⟨

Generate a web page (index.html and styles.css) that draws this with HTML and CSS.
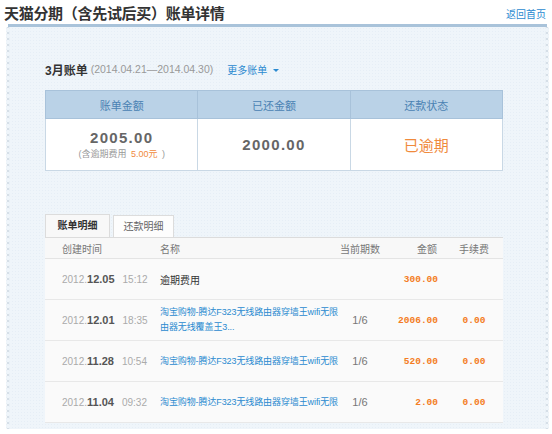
FILE: index.html
```html
<!DOCTYPE html>
<html lang="zh-CN">

<head>
  <meta charset="UTF-8">
  <meta name="viewport" content="width=device-width, initial-scale=1.0">
  <title>账单详情</title>

  <link rel="stylesheet" href="styles.css">
</head>

<body>
  <header class="page-head">
    <h1>天猫分期（含先试后买）账单详情</h1>
    <a href="#" class="back">返回首页</a>
  </header>

  <section class="panel">
    <div class="bill-title">
      <strong>3月账单</strong>
      <span class="range">(2014.04.21—2014.04.30)</span>
      <a href="#" class="more">更多账单 <i class="caret"></i></a>
    </div>

    <table class="summary">
      <tr>
        <th scope="col">账单金额</th>
        <th scope="col">已还金额</th>
        <th scope="col">还款状态</th>
      </tr>
      <tr>
        <td>
          <div class="sum">2005.00</div>
          <div class="note">(含逾期费用 <em>5.00元</em> )</div>
        </td>
        <td><div class="sum">2000.00</div></td>
        <td><div class="status">已逾期</div></td>
      </tr>
    </table>

    <div class="tabs">
      <a href="#" class="tab on">账单明细</a>
      <a href="#" class="tab">还款明细</a>
    </div>

    <table class="detail">
      <colgroup>
        <col class="c-time">
        <col class="c-name">
        <col class="c-term">
        <col class="c-amount">
        <col class="c-fee">
      </colgroup>
      <tr>
        <th scope="col" class="time">创建时间</th>
        <th scope="col" class="name">名称</th>
        <th scope="col" class="term">当前期数</th>
        <th scope="col" class="amount">金额</th>
        <th scope="col" class="fee">手续费</th>
      </tr>
      <tr>
        <td class="time">2012.<b>12.05</b><span>15:12</span></td>
        <td class="name"><span class="plain">逾期费用</span></td>
        <td class="term"></td>
        <td class="amount">300.00</td>
        <td class="fee"></td>
      </tr>
      <tr>
        <td class="time">2012.<b>12.01</b><span>18:35</span></td>
        <td class="name"><a href="#">淘宝购物-腾达F323无线路由器穿墙王wifi无限<br>由器无线覆盖王3...</a></td>
        <td class="term">1/6</td>
        <td class="amount">2006.00</td>
        <td class="fee">0.00</td>
      </tr>
      <tr>
        <td class="time">2012.<b>11.28</b><span>10:54</span></td>
        <td class="name"><a href="#">淘宝购物-腾达F323无线路由器穿墙王wifi无限</a></td>
        <td class="term">1/6</td>
        <td class="amount">520.00</td>
        <td class="fee">0.00</td>
      </tr>
      <tr>
        <td class="time">2012.<b>11.04</b><span>09:32</span></td>
        <td class="name"><a href="#">淘宝购物-腾达F323无线路由器穿墙王wifi无限</a></td>
        <td class="term">1/6</td>
        <td class="amount">2.00</td>
        <td class="fee">0.00</td>
      </tr>
    </table>
  </section>
</body>

</html>
```

FILE: styles.css
```css
body {
  margin: 0;
  background: #fff;
  font-family: "Liberation Sans", "Noto Sans CJK SC", sans-serif;
  color: #333;
}

a {
  text-decoration: none;
}

/* 页面标题 */
.page-head {
  display: flex;
  justify-content: space-between;
  align-items: center;
  height: 24px;
  padding: 0 6px 0 4px;
}

.page-head h1 {
  margin: 0;
  font-size: 15px;
  font-weight: bold;
  letter-spacing: -0.3px;
  color: #333;
}

.back {
  font-size: 10px;
  color: #2b8ad0;
  margin-top: 2px;
}

/* 带锯齿边的主面板 */
.panel {
  position: relative;
  margin: 0 5px 0 8px;
  padding: 32px 44px 6px 37px;
  border-top: 3px solid #a9c3da;
  background-color: #eff5fa;
  background-image: radial-gradient(circle, #e6eef6 0.7px, transparent 1px);
  background-size: 3px 3px;
}

.panel::before,
.panel::after {
  content: "";
  position: absolute;
  top: 0;
  bottom: 0;
  width: 4px;
  background: radial-gradient(circle at 2px 3px, #eff5fa 2px, #d3dde6 2.6px, transparent 3px);
  background-size: 4px 6px;
}

.panel::before {
  left: -2px;
}

.panel::after {
  right: -2px;
}

.bill-title {
  height: 20px;
  display: flex;
  align-items: center;
  font-size: 10.5px;
}

.bill-title strong {
  font-size: 12px;
  color: #333;
}

.range {
  color: #999;
  margin-left: 3px;
}

.more {
  margin-left: 14px;
  font-size: 10px;
  color: #2b8ad0;
}

.caret {
  display: inline-block;
  margin-left: 3px;
  vertical-align: middle;
  border: 3px solid transparent;
  border-top-color: #2b8ad0;
  border-bottom: 0;
}

/* 账单概要 */
.summary {
  width: 100%;
  margin-top: 11px;
  border-collapse: collapse;
  table-layout: fixed;
  text-align: center;
  background: #fff;
}

.summary th {
  height: 27px;
  padding: 0;
  background: #bad2e7;
  border: 1px solid #a8c2da;
  font-size: 11px;
  font-weight: normal;
  color: #4b82b3;
}

.summary td {
  height: 51px;
  padding: 0;
  border: 1px solid #c9d8e5;
}

.sum {
  font-size: 15px;
  line-height: 18px;
  font-weight: bold;
  letter-spacing: 1.3px;
  color: #666;
}

.note {
  font-size: 9px;
  color: #999;
}

.note em {
  font-style: normal;
  color: #f08a3c;
  margin: 0 2px;
}

.status {
  font-size: 15px;
  color: #f08a3c;
}

/* 标签页 */
.tabs {
  display: flex;
  gap: 3px;
  margin-top: 43px;
  align-items: flex-end;
}

.tab {
  width: 59px;
  height: 21px;
  line-height: 21px;
  text-align: center;
  border: 1px solid #dcdcdc;
  border-bottom: 0;
  font-size: 10px;
  color: #666;
  background: #fdfdfd;
}

.tab.on {
  width: 63px;
  height: 22px;
  line-height: 22px;
  font-weight: bold;
  color: #333;
  background: #f8f8f8;
}

/* 明细表 */
.detail {
  width: 100%;
  border-collapse: collapse;
  table-layout: fixed;
  background: #fafafa;
}

.c-time { width: 110px; }
.c-term { width: 40px; }
.c-amount { width: 65px; }
.c-fee { width: 58px; }

.detail th {
  height: 20px;
  padding: 0;
  border-top: 1px solid #dcdcdc;
  border-bottom: 1px solid #e4e4e4;
  background: #f8f8f8;
  font-size: 10px;
  font-weight: normal;
  color: #777;
  text-align: left;
}

.detail td {
  height: 40px;
  padding: 0;
  border-bottom: 1px solid #e8e8e8;
  font-size: 10px;
  color: #aaa;
}

.detail .time {
  padding-left: 17px;
}

.detail td.time b {
  color: #555;
  font-size: 11px;
}

.detail td.time span {
  margin-left: 8px;
}

.detail .name {
  padding-left: 5px;
}

.detail .name a {
  display: block;
  white-space: nowrap;
  overflow: hidden;
  font-size: 9px;
  letter-spacing: -0.1px;
  color: #2b8ad0;
  line-height: 15px;
}

.plain {
  color: #333;
}

.detail .term,
.detail .fee {
  text-align: center;
}

.detail td.term {
  color: #777;
  font-size: 11px;
}

.detail th.amount {
  text-align: right;
  padding-right: 8px;
}

.detail td.amount {
  text-align: right;
  padding-right: 7px;
}

.detail td.amount,
.detail td.fee {
  font-family: "Liberation Mono", "DejaVu Sans Mono", monospace;
  font-size: 9.5px;
  font-weight: bold;
  color: #f47c22;
}
```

⟩

TASK STATEMENT:
Return the listing above unchanged, apart from dropping its pictures.

PROBLEM SOLUTION:
Generate a web page (index.html and styles.css) that draws this with HTML and CSS.
FILE: index.html
```html
<!DOCTYPE html>
<html lang="zh-CN">

<head>
  <meta charset="UTF-8">
  <meta name="viewport" content="width=device-width, initial-scale=1.0">
  <title>账单详情</title>

  <link rel="stylesheet" href="styles.css">
</head>

<body>
  <header class="page-head">
    <h1>天猫分期（含先试后买）账单详情</h1>
    <a href="#" class="back">返回首页</a>
  </header>

  <section class="panel">
    <div class="bill-title">
      <strong>3月账单</strong>
      <span class="range">(2014.04.21—2014.04.30)</span>
      <a href="#" class="more">更多账单 <i class="caret"></i></a>
    </div>

    <table class="summary">
      <tr>
        <th scope="col">账单金额</th>
        <th scope="col">已还金额</th>
        <th scope="col">还款状态</th>
      </tr>
      <tr>
        <td>
          <div class="sum">2005.00</div>
          <div class="note">(含逾期费用 <em>5.00元</em> )</div>
        </td>
        <td><div class="sum">2000.00</div></td>
        <td><div class="status">已逾期</div></td>
      </tr>
    </table>

    <div class="tabs">
      <a href="#" class="tab on">账单明细</a>
      <a href="#" class="tab">还款明细</a>
    </div>

    <table class="detail">
      <colgroup>
        <col class="c-time">
        <col class="c-name">
        <col class="c-term">
        <col class="c-amount">
        <col class="c-fee">
      </colgroup>
      <tr>
        <th scope="col" class="time">创建时间</th>
        <th scope="col" class="name">名称</th>
        <th scope="col" class="term">当前期数</th>
        <th scope="col" class="amount">金额</th>
        <th scope="col" class="fee">手续费</th>
      </tr>
      <tr>
        <td class="time">2012.<b>12.05</b><span>15:12</span></td>
        <td class="name"><span class="plain">逾期费用</span></td>
        <td class="term"></td>
        <td class="amount">300.00</td>
        <td class="fee"></td>
      </tr>
      <tr>
        <td class="time">2012.<b>12.01</b><span>18:35</span></td>
        <td class="name"><a href="#">淘宝购物-腾达F323无线路由器穿墙王wifi无限<br>由器无线覆盖王3...</a></td>
        <td class="term">1/6</td>
        <td class="amount">2006.00</td>
        <td class="fee">0.00</td>
      </tr>
      <tr>
        <td class="time">2012.<b>11.28</b><span>10:54</span></td>
        <td class="name"><a href="#">淘宝购物-腾达F323无线路由器穿墙王wifi无限</a></td>
        <td class="term">1/6</td>
        <td class="amount">520.00</td>
        <td class="fee">0.00</td>
      </tr>
      <tr>
        <td class="time">2012.<b>11.04</b><span>09:32</span></td>
        <td class="name"><a href="#">淘宝购物-腾达F323无线路由器穿墙王wifi无限</a></td>
        <td class="term">1/6</td>
        <td class="amount">2.00</td>
        <td class="fee">0.00</td>
      </tr>
    </table>
  </section>
</body>

</html>
```

FILE: styles.css
```css
body {
  margin: 0;
  background: #fff;
  font-family: "Liberation Sans", "Noto Sans CJK SC", sans-serif;
  color: #333;
}

a {
  text-decoration: none;
}

/* 页面标题 */
.page-head {
  display: flex;
  justify-content: space-between;
  align-items: center;
  height: 24px;
  padding: 0 6px 0 4px;
}

.page-head h1 {
  margin: 0;
  font-size: 15px;
  font-weight: bold;
  letter-spacing: -0.3px;
  color: #333;
}

.back {
  font-size: 10px;
  color: #2b8ad0;
  margin-top: 2px;
}

/* 带锯齿边的主面板 */
.panel {
  position: relative;
  margin: 0 5px 0 8px;
  padding: 32px 44px 6px 37px;
  border-top: 3px solid #a9c3da;
  background-color: #eff5fa;
  background-image: radial-gradient(circle, #e6eef6 0.7px, transparent 1px);
  background-size: 3px 3px;
}

.panel::before,
.panel::after {
  content: "";
  position: absolute;
  top: 0;
  bottom: 0;
  width: 4px;
  background: radial-gradient(circle at 2px 3px, #eff5fa 2px, #d3dde6 2.6px, transparent 3px);
  background-size: 4px 6px;
}

.panel::before {
  left: -2px;
}

.panel::after {
  right: -2px;
}

.bill-title {
  height: 20px;
  display: flex;
  align-items: center;
  font-size: 10.5px;
}

.bill-title strong {
  font-size: 12px;
  color: #333;
}

.range {
  color: #999;
  margin-left: 3px;
}

.more {
  margin-left: 14px;
  font-size: 10px;
  color: #2b8ad0;
}

.caret {
  display: inline-block;
  margin-left: 3px;
  vertical-align: middle;
  border: 3px solid transparent;
  border-top-color: #2b8ad0;
  border-bottom: 0;
}

/* 账单概要 */
.summary {
  width: 100%;
  margin-top: 11px;
  border-collapse: collapse;
  table-layout: fixed;
  text-align: center;
  background: #fff;
}

.summary th {
  height: 27px;
  padding: 0;
  background: #bad2e7;
  border: 1px solid #a8c2da;
  font-size: 11px;
  font-weight: normal;
  color: #4b82b3;
}

.summary td {
  height: 51px;
  padding: 0;
  border: 1px solid #c9d8e5;
}

.sum {
  font-size: 15px;
  line-height: 18px;
  font-weight: bold;
  letter-spacing: 1.3px;
  color: #666;
}

.note {
  font-size: 9px;
  color: #999;
}

.note em {
  font-style: normal;
  color: #f08a3c;
  margin: 0 2px;
}

.status {
  font-size: 15px;
  color: #f08a3c;
}

/* 标签页 */
.tabs {
  display: flex;
  gap: 3px;
  margin-top: 43px;
  align-items: flex-end;
}

.tab {
  width: 59px;
  height: 21px;
  line-height: 21px;
  text-align: center;
  border: 1px solid #dcdcdc;
  border-bottom: 0;
  font-size: 10px;
  color: #666;
  background: #fdfdfd;
}

.tab.on {
  width: 63px;
  height: 22px;
  line-height: 22px;
  font-weight: bold;
  color: #333;
  background: #f8f8f8;
}

/* 明细表 */
.detail {
  width: 100%;
  border-collapse: collapse;
  table-layout: fixed;
  background: #fafafa;
}

.c-time { width: 110px; }
.c-term { width: 40px; }
.c-amount { width: 65px; }
.c-fee { width: 58px; }

.detail th {
  height: 20px;
  padding: 0;
  border-top: 1px solid #dcdcdc;
  border-bottom: 1px solid #e4e4e4;
  background: #f8f8f8;
  font-size: 10px;
  font-weight: normal;
  color: #777;
  text-align: left;
}

.detail td {
  height: 40px;
  padding: 0;
  border-bottom: 1px solid #e8e8e8;
  font-size: 10px;
  color: #aaa;
}

.detail .time {
  padding-left: 17px;
}

.detail td.time b {
  color: #555;
  font-size: 11px;
}

.detail td.time span {
  margin-left: 8px;
}

.detail .name {
  padding-left: 5px;
}

.detail .name a {
  display: block;
  white-space: nowrap;
  overflow: hidden;
  font-size: 9px;
  letter-spacing: -0.1px;
  color: #2b8ad0;
  line-height: 15px;
}

.plain {
  color: #333;
}

.detail .term,
.detail .fee {
  text-align: center;
}

.detail td.term {
  color: #777;
  font-size: 11px;
}

.detail th.amount {
  text-align: right;
  padding-right: 8px;
}

.detail td.amount {
  text-align: right;
  padding-right: 7px;
}

.detail td.amount,
.detail td.fee {
  font-family: "Liberation Mono", "DejaVu Sans Mono", monospace;
  font-size: 9.5px;
  font-weight: bold;
  color: #f47c22;
}
```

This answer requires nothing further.